The story in the Torah seems somewhat easier to understand. Nadab and Abihu, Aaron's two sons, seem pretty clearly to have done something wrong. They offered "strange fire". Just what that means is not so clear, but it was bad and they got punished because it was bad.
In the Haftarah, the case of Uzzah is less clear. The Ark seems to slip and Uzzah reaches out to steady it. We are taught that his sin was to presume the Ark needed human hands to steady it as if the hand of God was not enough. But still, it is hard not to imagine being in Uzzah's place. Something seems about to fall, about to break, what do you do? You gasp and lunge to save whatever is about to break. It seems wrong someone should get punished for a natural reaction.
I'm not sure I have an answer for why Uzzah dies but rather a suggestion for how to look at this story.
Uzzah is not the main character of this story, King David is. And I think we are to look at the story through David's eyes. Throughout the story we see David wrestling with the responsibilities of leadership. Is he worthy to move the Ark? Is he acting the way a king should act? Is he acting for his own glory or for God's? These questions are implied or asked outright throughout the Haftarah.
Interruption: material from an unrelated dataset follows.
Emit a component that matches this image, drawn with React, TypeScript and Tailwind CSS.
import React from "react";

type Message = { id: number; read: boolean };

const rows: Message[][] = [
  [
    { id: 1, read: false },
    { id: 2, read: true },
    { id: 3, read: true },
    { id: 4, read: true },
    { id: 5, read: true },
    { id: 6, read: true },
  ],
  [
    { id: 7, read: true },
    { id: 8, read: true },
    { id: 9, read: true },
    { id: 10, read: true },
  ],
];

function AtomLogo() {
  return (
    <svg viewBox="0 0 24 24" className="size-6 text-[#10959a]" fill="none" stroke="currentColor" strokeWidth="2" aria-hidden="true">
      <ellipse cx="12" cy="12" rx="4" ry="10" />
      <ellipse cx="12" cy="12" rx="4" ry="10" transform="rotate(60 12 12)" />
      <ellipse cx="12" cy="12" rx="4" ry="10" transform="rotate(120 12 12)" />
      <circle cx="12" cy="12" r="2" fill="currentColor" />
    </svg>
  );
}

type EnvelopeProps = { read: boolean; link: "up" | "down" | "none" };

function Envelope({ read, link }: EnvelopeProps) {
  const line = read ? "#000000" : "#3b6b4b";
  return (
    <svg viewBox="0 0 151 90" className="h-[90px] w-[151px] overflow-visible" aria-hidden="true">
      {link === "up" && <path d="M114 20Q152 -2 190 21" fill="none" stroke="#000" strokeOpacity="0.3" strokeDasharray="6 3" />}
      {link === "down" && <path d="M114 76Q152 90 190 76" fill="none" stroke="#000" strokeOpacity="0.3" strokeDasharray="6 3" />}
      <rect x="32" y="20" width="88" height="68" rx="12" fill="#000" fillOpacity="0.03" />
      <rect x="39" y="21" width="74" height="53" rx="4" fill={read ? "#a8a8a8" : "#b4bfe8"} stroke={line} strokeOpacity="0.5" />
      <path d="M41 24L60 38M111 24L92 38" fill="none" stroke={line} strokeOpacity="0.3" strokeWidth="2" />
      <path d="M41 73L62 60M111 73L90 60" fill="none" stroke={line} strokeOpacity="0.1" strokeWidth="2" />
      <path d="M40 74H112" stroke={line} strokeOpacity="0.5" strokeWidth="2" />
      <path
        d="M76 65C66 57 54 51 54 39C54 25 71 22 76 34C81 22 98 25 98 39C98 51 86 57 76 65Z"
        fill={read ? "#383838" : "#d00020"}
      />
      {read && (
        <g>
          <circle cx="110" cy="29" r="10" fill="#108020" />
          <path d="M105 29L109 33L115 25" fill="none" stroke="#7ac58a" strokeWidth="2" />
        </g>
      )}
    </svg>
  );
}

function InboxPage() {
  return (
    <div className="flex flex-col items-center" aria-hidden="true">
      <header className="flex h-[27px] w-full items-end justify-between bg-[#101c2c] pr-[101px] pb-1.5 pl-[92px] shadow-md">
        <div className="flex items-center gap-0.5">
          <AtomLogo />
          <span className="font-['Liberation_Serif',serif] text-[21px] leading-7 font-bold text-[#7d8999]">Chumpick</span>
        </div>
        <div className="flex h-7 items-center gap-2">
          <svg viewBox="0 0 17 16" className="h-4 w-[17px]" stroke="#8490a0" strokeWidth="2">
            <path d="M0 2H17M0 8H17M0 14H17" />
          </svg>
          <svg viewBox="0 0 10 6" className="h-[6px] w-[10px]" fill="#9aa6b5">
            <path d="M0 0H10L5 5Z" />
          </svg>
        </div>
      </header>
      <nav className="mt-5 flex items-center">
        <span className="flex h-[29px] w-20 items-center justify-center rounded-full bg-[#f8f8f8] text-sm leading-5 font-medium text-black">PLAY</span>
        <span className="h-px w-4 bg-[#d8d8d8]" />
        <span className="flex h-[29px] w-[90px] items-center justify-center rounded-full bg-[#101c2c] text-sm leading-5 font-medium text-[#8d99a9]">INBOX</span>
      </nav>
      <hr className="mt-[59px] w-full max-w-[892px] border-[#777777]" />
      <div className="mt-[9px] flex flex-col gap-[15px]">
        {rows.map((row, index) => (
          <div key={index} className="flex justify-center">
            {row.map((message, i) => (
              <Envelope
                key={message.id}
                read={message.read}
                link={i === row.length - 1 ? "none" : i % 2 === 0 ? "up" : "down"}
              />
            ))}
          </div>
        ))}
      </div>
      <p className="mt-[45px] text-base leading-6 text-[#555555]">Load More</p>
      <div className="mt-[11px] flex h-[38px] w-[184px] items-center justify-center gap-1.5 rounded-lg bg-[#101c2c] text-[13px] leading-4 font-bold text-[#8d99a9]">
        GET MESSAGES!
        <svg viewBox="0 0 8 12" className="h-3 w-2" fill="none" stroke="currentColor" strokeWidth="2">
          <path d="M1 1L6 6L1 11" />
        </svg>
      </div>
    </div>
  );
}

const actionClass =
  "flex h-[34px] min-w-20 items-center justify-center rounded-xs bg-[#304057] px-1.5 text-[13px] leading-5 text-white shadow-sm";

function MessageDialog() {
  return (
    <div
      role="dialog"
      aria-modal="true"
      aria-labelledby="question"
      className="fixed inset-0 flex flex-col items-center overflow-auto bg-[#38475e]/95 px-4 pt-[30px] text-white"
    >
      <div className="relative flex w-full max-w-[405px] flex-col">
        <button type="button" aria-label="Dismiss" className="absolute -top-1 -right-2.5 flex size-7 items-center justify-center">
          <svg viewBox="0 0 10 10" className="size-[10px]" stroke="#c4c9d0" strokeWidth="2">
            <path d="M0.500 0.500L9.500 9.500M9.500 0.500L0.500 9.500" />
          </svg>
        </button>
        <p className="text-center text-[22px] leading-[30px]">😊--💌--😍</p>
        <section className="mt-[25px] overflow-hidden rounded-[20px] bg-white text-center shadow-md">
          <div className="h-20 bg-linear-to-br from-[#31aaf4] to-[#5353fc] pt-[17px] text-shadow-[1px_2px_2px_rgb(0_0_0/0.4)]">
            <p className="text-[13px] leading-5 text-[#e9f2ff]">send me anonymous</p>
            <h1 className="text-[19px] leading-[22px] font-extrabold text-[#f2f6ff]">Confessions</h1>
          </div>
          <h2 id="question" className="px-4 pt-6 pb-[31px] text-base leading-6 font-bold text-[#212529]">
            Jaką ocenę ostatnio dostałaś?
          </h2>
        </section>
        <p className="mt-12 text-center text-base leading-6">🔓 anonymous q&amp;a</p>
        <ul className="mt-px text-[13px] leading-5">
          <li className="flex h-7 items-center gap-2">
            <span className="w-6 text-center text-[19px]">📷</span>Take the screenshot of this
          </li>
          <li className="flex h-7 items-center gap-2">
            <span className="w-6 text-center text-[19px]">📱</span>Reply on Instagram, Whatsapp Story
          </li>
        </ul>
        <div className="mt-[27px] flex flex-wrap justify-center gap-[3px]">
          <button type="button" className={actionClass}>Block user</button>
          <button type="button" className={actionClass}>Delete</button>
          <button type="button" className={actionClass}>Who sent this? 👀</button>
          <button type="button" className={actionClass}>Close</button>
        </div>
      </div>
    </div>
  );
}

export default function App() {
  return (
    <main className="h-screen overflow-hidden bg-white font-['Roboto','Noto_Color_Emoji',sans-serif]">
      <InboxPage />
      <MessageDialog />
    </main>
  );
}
My suggestion is to consider Uzzah's death as David would have perceived it. As being his fault. He is reported to be distressed and afraid. And there is even reason to believe he was upset or angry with himself (by understanding verse 8 to be saying, "and David was angry towards David", vayichar l'David as opposed to the verse before when God gets angry where it is, vayichar ahf Adonai b'Uzzah, "and God became angered at Uzzah".)
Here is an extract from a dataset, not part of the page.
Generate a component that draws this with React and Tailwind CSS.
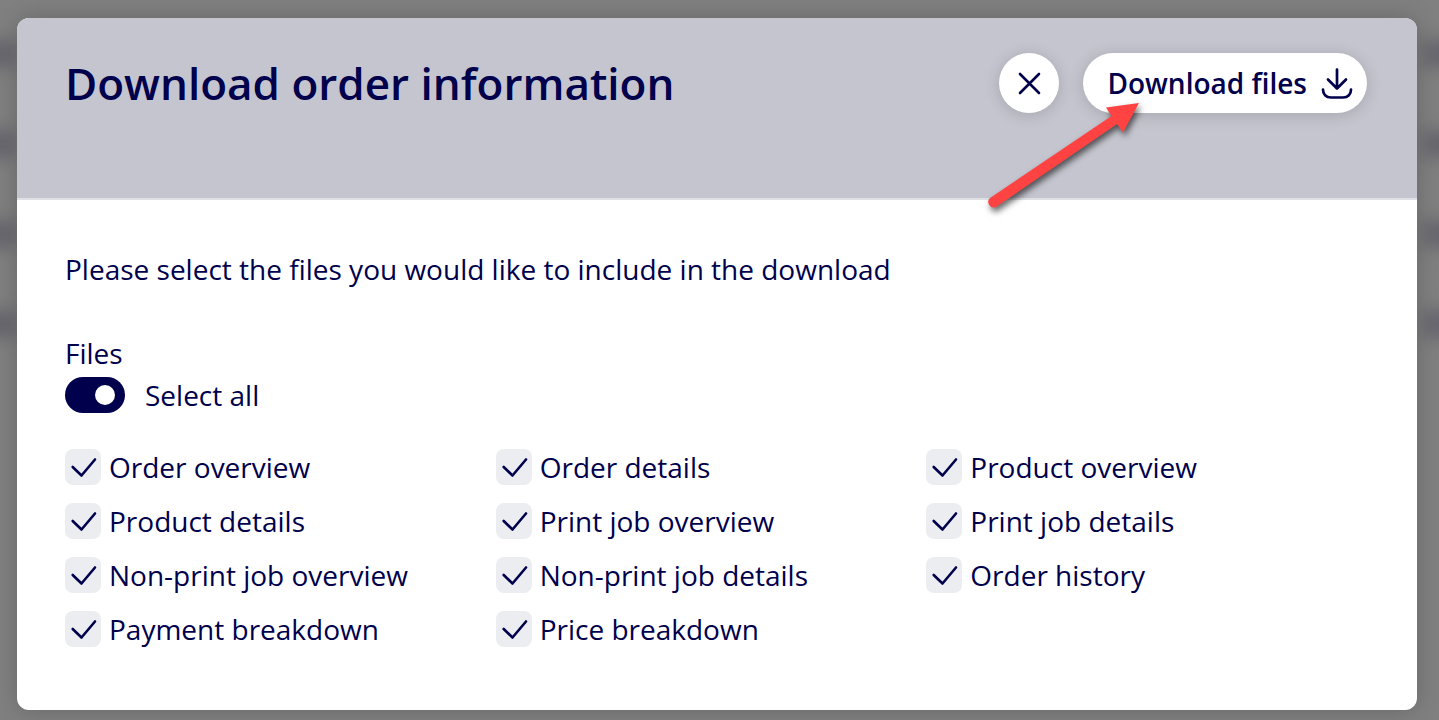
import { useState } from "react";

const FILES = [
  "Order overview",
  "Order details",
  "Product overview",
  "Product details",
  "Print job overview",
  "Print job details",
  "Non-print job overview",
  "Non-print job details",
  "Order history",
  "Payment breakdown",
  "Price breakdown",
];

const CloseIcon = () => (
  <svg
    className="h-6 w-6"
    viewBox="0 0 24 24"
    fill="none"
    stroke="currentColor"
    strokeWidth="2.6"
    strokeLinecap="round"
    aria-hidden="true"
  >
    <path d="M3 3l19 19M22 3L3 22" />
  </svg>
);

const DownloadIcon = () => (
  <svg
    className="h-8 w-8"
    viewBox="0 0 32 32"
    fill="none"
    stroke="currentColor"
    strokeWidth="2.7"
    strokeLinecap="round"
    strokeLinejoin="round"
    aria-hidden="true"
  >
    <path d="M16 2.500v19M7 12.500l9 9 9-9" />
    <path d="M2 22.500c0 5 3 8 8 8h12c5 0 8-3 8-8" />
  </svg>
);

const FileCheckbox = ({ label, checked, onChange }) => (
  <label className="flex items-center gap-2 text-[28px] leading-9">
    <span className="grid shrink-0">
      <input
        type="checkbox"
        checked={checked}
        onChange={onChange}
        className="peer col-start-1 row-start-1 h-9 w-9 appearance-none rounded-lg bg-[#ecedf1]"
      />
      <svg
        className="pointer-events-none invisible col-start-1 row-start-1 h-9 w-9 peer-checked:visible"
        viewBox="0 0 36 36"
        fill="none"
        stroke="currentColor"
        strokeWidth="2.6"
        strokeLinecap="round"
        strokeLinejoin="round"
        aria-hidden="true"
      >
        <path d="M7.700 18l8.800 8.500L30 10.500" />
      </svg>
    </span>
    {label}
  </label>
);

// Blurred rows of the page behind the dialog
const BlurredRows = ({ className }) => (
  <div
    className={`absolute top-10 flex w-20 flex-col gap-[62px] blur-[8px] ${className}`}
    aria-hidden="true"
  >
    <span className="h-7 bg-[#67666e]" />
    <span className="h-7 bg-[#67666e]" />
    <span className="h-7 bg-[#67666e]" />
    <span className="h-7 bg-[#67666e]" />
  </div>
);

const PointerArrow = () => (
  <svg
    className="pointer-events-none absolute top-11 -left-5 h-32 w-44 drop-shadow-[2px_4px_3px_rgba(0,0,0,0.6)]"
    viewBox="0 0 176 128"
    fill="#ff4343"
    aria-hidden="true"
  >
    <path d="M160 6L127 10.500L132.500 19L11 101A5.500 5.500 0 0 0 17 110L138 27L144 35.500Z" />
  </svg>
);

const App = () => {
  const [selected, setSelected] = useState(FILES);
  const allSelected = selected.length === FILES.length;

  const toggleFile = (file) => {
    setSelected((current) =>
      current.includes(file)
        ? current.filter((item) => item !== file)
        : [...current, file]
    );
  };

  return (
    <div className="relative min-h-screen overflow-hidden bg-[#808080] pt-[18px] pr-[22px] pb-[10px] pl-[17px] font-['Open_Sans','Noto_Sans',sans-serif] text-[#00004c]">
      <BlurredRows className="-left-16" />
      <BlurredRows className="-right-16" />

      <div
        role="dialog"
        aria-labelledby="dialog-title"
        className="relative rounded-xl bg-white shadow-[0_0_24px_rgba(0,0,0,0.2)]"
      >
        <header className="flex min-h-[182px] items-start justify-between rounded-t-xl border-b-2 border-[#dfe0e5] bg-[#c5c5cf] pt-[35px] pr-[50px] pl-12">
          <h1
            id="dialog-title"
            className="text-[44px] leading-[60px] font-semibold"
          >
            Download order information
          </h1>
          <div className="relative flex gap-6">
            <button
              type="button"
              aria-label="Close"
              className="flex h-[60px] w-[60px] items-center justify-center rounded-full bg-white shadow-[0_2px_16px_rgba(0,0,0,0.16)]"
            >
              <CloseIcon />
            </button>
            <button
              type="button"
              className="flex h-[60px] items-center gap-[14px] rounded-full bg-white pr-[14px] pl-6 text-[28px] font-semibold shadow-[0_2px_16px_rgba(0,0,0,0.16)]"
            >
              Download files
              <DownloadIcon />
            </button>
            <PointerArrow />
          </div>
        </header>

        <main className="px-12 pt-12 pb-[63px] text-[28px] leading-[42px]">
          <p>Please select the files you would like to include in the download</p>

          <fieldset className="mt-[42px]">
            <legend>Files</legend>
            <label className="flex items-center gap-5">
              <input
                type="checkbox"
                role="switch"
                checked={allSelected}
                onChange={() => setSelected(allSelected ? [] : FILES)}
                className="flex h-9 w-[60px] appearance-none items-center rounded-full bg-[#8a8a9c] px-[10px] before:h-5 before:w-5 before:rounded-full before:bg-white checked:justify-end checked:bg-[#00004c]"
              />
              Select all
            </label>

            <div className="mt-[33px] grid grid-cols-3 gap-y-[18px] pr-3">
              {FILES.map((file) => (
                <FileCheckbox
                  key={file}
                  label={file}
                  checked={selected.includes(file)}
                  onChange={() => toggleFile(file)}
                />
              ))}
            </div>
          </fieldset>
        </main>
      </div>
    </div>
  );
};

export default App;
The good leader, or anyone in a position of responsibility, should on some level feel partly to blame, partly at fault, when people under their direction fail or make mistakes. But the person truly dedicated to their responsibilities will not wallow in self-pity or overrate their victimization. The good leader will make adjustments, make amends, and move on to do what has to be done, what is required of them.
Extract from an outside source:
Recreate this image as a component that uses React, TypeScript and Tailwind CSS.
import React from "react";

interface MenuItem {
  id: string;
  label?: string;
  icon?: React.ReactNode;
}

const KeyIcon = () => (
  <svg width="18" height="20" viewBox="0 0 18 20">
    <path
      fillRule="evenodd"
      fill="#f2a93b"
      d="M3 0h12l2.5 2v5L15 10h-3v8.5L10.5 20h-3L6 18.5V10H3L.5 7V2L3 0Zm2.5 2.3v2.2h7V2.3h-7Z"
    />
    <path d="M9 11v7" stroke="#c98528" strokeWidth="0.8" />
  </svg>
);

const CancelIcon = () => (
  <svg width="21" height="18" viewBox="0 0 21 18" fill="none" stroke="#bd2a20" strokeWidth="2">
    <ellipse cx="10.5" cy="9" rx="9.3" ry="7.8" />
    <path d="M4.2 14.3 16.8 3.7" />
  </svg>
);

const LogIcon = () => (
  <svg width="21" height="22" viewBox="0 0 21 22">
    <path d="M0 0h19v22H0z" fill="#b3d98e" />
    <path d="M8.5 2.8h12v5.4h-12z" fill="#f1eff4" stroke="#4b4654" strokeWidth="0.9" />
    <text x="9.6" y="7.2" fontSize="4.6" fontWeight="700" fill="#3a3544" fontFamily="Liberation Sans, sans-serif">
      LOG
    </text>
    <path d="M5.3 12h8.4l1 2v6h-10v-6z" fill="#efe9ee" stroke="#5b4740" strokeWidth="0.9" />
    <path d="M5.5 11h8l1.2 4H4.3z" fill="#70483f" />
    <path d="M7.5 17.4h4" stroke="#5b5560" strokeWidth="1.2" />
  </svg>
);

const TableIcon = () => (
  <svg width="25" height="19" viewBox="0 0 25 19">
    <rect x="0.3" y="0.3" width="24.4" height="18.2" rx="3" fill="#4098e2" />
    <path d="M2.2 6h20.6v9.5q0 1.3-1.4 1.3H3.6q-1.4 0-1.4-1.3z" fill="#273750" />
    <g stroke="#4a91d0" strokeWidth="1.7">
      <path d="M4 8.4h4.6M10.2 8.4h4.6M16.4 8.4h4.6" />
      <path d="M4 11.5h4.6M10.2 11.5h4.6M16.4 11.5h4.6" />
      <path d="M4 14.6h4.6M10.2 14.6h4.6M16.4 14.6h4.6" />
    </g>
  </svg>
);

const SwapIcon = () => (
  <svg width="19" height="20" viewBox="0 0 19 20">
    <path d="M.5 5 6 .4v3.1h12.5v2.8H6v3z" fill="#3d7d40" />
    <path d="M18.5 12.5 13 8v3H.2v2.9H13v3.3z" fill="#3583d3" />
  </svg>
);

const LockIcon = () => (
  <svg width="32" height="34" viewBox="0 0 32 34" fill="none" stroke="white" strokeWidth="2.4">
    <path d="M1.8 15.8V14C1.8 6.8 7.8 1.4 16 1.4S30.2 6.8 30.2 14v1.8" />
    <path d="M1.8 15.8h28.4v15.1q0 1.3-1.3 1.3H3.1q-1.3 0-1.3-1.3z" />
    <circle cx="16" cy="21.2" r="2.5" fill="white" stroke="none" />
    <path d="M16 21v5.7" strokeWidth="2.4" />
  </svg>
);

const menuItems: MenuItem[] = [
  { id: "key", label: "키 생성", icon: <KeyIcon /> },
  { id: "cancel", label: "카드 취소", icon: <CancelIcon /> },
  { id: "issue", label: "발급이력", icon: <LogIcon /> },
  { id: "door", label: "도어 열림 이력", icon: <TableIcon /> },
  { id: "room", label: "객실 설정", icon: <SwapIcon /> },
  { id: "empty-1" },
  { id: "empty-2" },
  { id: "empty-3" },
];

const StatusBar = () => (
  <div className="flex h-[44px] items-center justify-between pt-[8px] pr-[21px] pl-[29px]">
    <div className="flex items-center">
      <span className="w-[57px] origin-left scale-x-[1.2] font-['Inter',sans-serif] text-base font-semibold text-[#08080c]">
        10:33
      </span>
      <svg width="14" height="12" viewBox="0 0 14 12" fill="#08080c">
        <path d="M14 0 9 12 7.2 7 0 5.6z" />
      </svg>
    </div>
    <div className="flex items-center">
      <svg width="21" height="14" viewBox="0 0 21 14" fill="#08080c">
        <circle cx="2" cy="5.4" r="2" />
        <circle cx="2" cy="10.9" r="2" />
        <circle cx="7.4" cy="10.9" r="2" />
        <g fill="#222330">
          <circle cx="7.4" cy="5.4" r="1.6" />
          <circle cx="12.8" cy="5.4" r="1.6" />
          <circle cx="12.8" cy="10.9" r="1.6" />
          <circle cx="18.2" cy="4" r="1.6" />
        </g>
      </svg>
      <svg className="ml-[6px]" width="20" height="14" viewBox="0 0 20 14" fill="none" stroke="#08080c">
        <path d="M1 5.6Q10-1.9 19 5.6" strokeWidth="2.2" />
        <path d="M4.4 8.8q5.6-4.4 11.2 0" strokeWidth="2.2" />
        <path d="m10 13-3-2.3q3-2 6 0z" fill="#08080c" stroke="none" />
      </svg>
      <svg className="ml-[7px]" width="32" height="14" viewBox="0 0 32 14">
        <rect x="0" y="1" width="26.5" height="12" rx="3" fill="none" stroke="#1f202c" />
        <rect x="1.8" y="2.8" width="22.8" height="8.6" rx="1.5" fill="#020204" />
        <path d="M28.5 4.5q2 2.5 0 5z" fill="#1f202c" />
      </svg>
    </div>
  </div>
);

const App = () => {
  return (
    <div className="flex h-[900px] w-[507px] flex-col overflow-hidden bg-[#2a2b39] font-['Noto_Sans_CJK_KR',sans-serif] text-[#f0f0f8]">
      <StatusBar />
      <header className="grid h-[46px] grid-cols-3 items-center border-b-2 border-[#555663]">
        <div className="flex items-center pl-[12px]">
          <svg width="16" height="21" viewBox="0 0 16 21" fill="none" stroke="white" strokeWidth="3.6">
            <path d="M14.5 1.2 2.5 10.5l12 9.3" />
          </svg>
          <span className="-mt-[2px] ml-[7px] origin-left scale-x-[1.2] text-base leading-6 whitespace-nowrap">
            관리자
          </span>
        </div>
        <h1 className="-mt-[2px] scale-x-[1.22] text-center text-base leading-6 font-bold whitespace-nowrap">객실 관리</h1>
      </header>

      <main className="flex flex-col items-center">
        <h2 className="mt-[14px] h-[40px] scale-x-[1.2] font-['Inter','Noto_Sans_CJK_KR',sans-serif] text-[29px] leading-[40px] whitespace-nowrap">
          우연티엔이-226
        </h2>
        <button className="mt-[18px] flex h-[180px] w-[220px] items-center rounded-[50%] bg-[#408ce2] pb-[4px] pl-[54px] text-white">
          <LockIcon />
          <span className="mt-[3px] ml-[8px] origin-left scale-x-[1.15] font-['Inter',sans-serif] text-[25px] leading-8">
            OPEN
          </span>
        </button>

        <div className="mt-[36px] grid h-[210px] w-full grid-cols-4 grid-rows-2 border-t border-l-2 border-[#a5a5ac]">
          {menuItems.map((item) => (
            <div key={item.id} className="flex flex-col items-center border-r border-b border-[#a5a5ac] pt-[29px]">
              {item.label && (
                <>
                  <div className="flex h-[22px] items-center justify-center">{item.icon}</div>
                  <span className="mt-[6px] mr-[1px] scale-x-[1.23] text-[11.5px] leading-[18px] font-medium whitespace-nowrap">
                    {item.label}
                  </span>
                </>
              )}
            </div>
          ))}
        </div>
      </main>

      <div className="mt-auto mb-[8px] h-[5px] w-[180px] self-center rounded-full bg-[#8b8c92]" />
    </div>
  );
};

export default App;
We see King David going through this process. Following Uzzah's death he leaves the Ark where it is (well, close by, at someone's house). David makes the incident about David. His pride, his fears, how he will be perceived by others - these win out even over a man's death and fulfilling God's job for David to do.
Finally though, we see David take up his responsibilities and bring the Ark to Jerusalem. This happens when David sees the Ark bless the random man with whom David left it. It's not about being a king David sees, its about finishing the task. And in finishing it, David is filled with real joy for meeting his obligations to God and as a leader. And even when Michal, the daughter of King Saul, criticizes David for how he is singing and dancing in celebration of the Ark's arrival, David is not bothered, not hurt by it. He is fully engaged in doing what is right and not making it about himself.
Does any of this explain why Uzzah died? Perhaps it doesn't. Or perhaps the text very subtly does. Perhaps Uzzah just died. Perhaps he was crushed by the falling Ark in a true accident. And perhaps the text, through its careful use of language is putting us into David's head, giving us David's take on what happened. As we have laid out above, it would fit the story of David's overall development and growth to see it that way.
And so perhaps in the end Uzzah's death does turn out to be important. Because through confronting that death, David realized that even as king, it wasn't all about him. And that even when faced with setbacks and tragedy, the good leader does not give up (and certainly does not see himself as a greater victim than someone who literally died!) but addresses the mistakes, learns from them, and carries on. And in so doing comes to know a joy and satisfaction that come from a job well done.